The aim of the CaRoLIME project is to develop a water robot that can navigate and work independently in an unknown environment. A test carrier is developed on which the use of various sensors, drive and control concepts can be investigated.

The project is divided into four themes:

•      Design of the test carrier
•      Sensorevaluation to environmental perception
•      Map creation and path planning
•      Trajectory traking

Design of the test carrier

In order to obtain an as stable platform as possible, a catamaran-like structure with two floating bodies is selected as the basis for the test carrier. This concept provides a large area for mounting the sensors and the electronics needed with a low water displacement. Two pivotable electric outboard motors are used as the drives. This allows the investigation of various drive and control concepts. On the one hand, it is investigated whether it is possible to control the test carrier with a purely differential drive concept without the pivoting of the motors. It also examines the advantages of swiveling the motors and how these additional degrees of freedom affect the control.

Sensorevaluation to environmental perception

In order to be able to find its surroundings, the robot must be able to observe them. For this purpose, the use and combination of various sensors from the fields of robotics, automotive and shipping are investigated. The aim is to develop a system that detects obstacles with the most cost-effective and energy-saving sensors. The shore line or other vehicles on the water can be obstacles for example. In addition, the water depth must also be taken into account, since the water robot must also avoid shallows, where the depth of water is insufficient for an overpass.

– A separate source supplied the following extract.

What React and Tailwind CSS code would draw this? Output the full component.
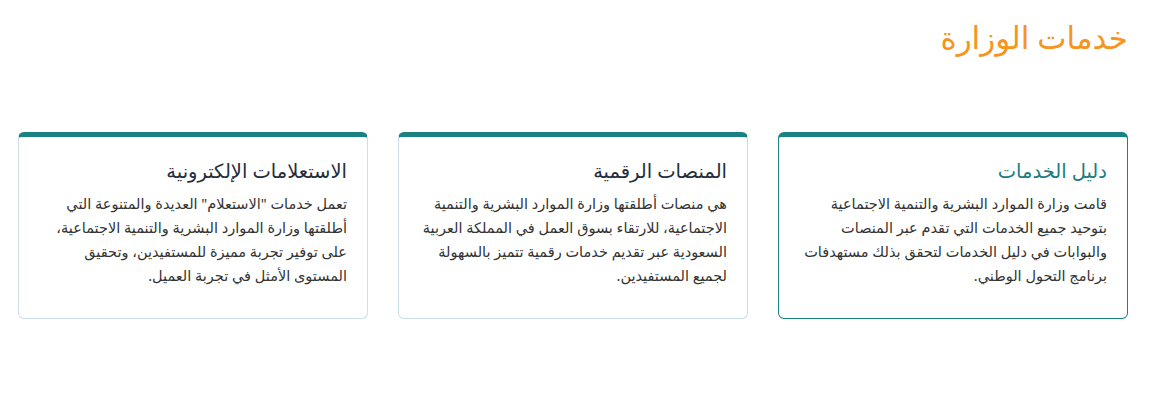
import React from "react";

const services = [
  {
    title: "دليل الخدمات",
    text: "قامت وزارة الموارد البشرية والتنمية الاجتماعية بتوحيد جميع الخدمات التي تقدم عبر المنصات والبوابات في دليل الخدمات لتحقق بذلك مستهدفات برنامج التحول الوطني.",
    active: true,
  },
  {
    title: "المنصات الرقمية",
    text: "هي منصات أطلقتها وزارة الموارد البشرية والتنمية الاجتماعية، للارتقاء بسوق العمل في المملكة العربية السعودية عبر تقديم خدمات رقمية تتميز بالسهولة لجميع المستفيدين.",
  },
  {
    title: "الاستعلامات الإلكترونية",
    text: 'تعمل خدمات "الاستعلام" العديدة والمتنوعة التي أطلقتها وزارة الموارد البشرية والتنمية الاجتماعية، على توفير تجربة مميزة للمستفيدين، وتحقيق المستوى الأمثل في تجربة العميل.',
  },
];

const App = () => {
  return (
    <div
      dir="rtl"
      className="bg-white min-h-[400px] font-['Noto_Sans','DejaVu_Sans',sans-serif]"
    >
      <div className="w-[1110px] mr-[45px] pt-[17px]">
        {/* HEADER */}
        <h2 className="text-[31px] leading-[40px] text-[#f7941d] font-medium">
          خدمات الوزارة
        </h2>

        {/* CARDS */}
        <div className="grid grid-cols-3 gap-[30px] mt-[75px]">
          {services.map((s) => (
            <div
              key={s.title}
              className={
                s.active
                  ? "h-[187px] rounded-[6px] border border-t-[5px] border-[#1b8283] bg-white px-[20px] pt-[20px]"
                  : "h-[187px] rounded-[6px] border border-t-[5px] border-[#c9e0e5] border-t-[#1b8283] bg-white px-[20px] pt-[20px]"
              }
            >
              <h3
                className={
                  s.active
                    ? "text-[19.5px] leading-[28px] font-medium text-[#1b7d80]"
                    : "text-[19.5px] leading-[28px] font-medium text-[#1f2d3d]"
                }
              >
                {s.title}
              </h3>
              <p className="mt-[6px] text-[14.5px] leading-[24px] text-[#333]">
                {s.text}
              </p>
            </div>
          ))}
        </div>
      </div>
    </div>
  );
};

export default App;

Map creation and path plannin

Based on the sensor information, the robot must be able to build a map of the environment in which it is located. This map must contain all static obstacles and the corresponding water depth. Algorithms are being developed that allow the robot to specifically explore and map its surroundings. On the basis of these maps, the water robot can then be given specific trajectories, which it then follows.

Trajectory traking

The precise tracking of the planned paths for the completion of service tasks or for docking requires powerful control algorithms. The requirements for the control are significantly higher here than for example in the indoor area. In addition to the strong drift behavior of floating objects during turning, disturbances such as wind, waves and current impose high demands on the control concepts used. In order to ensure the precision of the ship's movement even under adverse external circumstances, approaches are required that go beyond the standard. In this project model-based adaptive and non-linear control concepts are investigated.